BEGLEY NGUYEN ART PRIZE LOTTERY: GAMBLING AS A WAY TO FUND A SUSTAINABLE ARTS PRACTICE IN COLLABORATION WITH CIARAN BEGLEY.
Diasporic communities like the Vietnamese and Irish diaspora have regularly participated in organised gambling and money saving schemes to gain economic stability, starting new businesses in Australia and elsewhere.
Vietnamese people have a pracice called Hụi, and Irish migrants might engage in the Christmas Club. New migrants with limited means might self-organise to collectively pool and save money. Each month they would contribute to a group savings collection. Those requiring funds urgently would pay a slightly higher ongoing contribution and therefore continue to pay a higher interest to the collection. Those only collecting at the end of the cycle would benefit most by paying the least interest. A system of honesty and commitment under the threat of violent collective enforcement through coercion, gang involvement and intergenerational shame reduced the likelyhood of reneging on payments and defaults.

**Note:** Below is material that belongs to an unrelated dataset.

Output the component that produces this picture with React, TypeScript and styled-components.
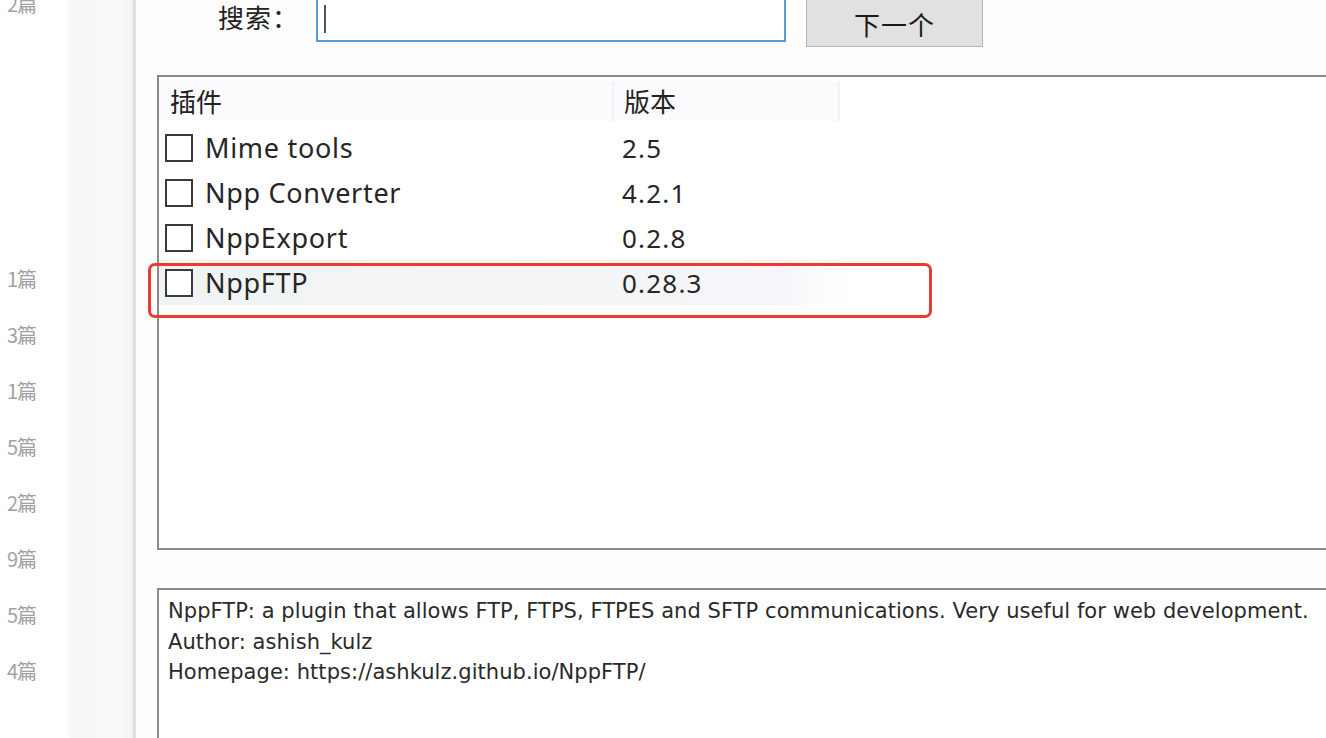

Ciaran Begley and James Nguyen are developing an artist led savings scheme to bring artists with precarious incomes to support each other through ongoing forms of gambling and resource pooling. The interest is used to “Pay the Rent,” and the social outcomes of regular meetings to collect the contributions will allow for a level of creative and economic agency outside of established artworld funding bodies and institutions.
In addition to this, we are running a series of gambling events to supplement and pay for quick turnover art projects and invert the hierarchies of artworld world competitions that rely on so-called experts to decide on a handful of grant recipients. We use gambling as a tool to push concepts of risk, trust and critique of the artworld. We have been using the nationalistic game of TWO-UP, and colonial era games like Fan-Tan, Mahjong and cards to appropriate how the colony has absorbed and deployed various forms of gambling as a national sport and form of funding the arts.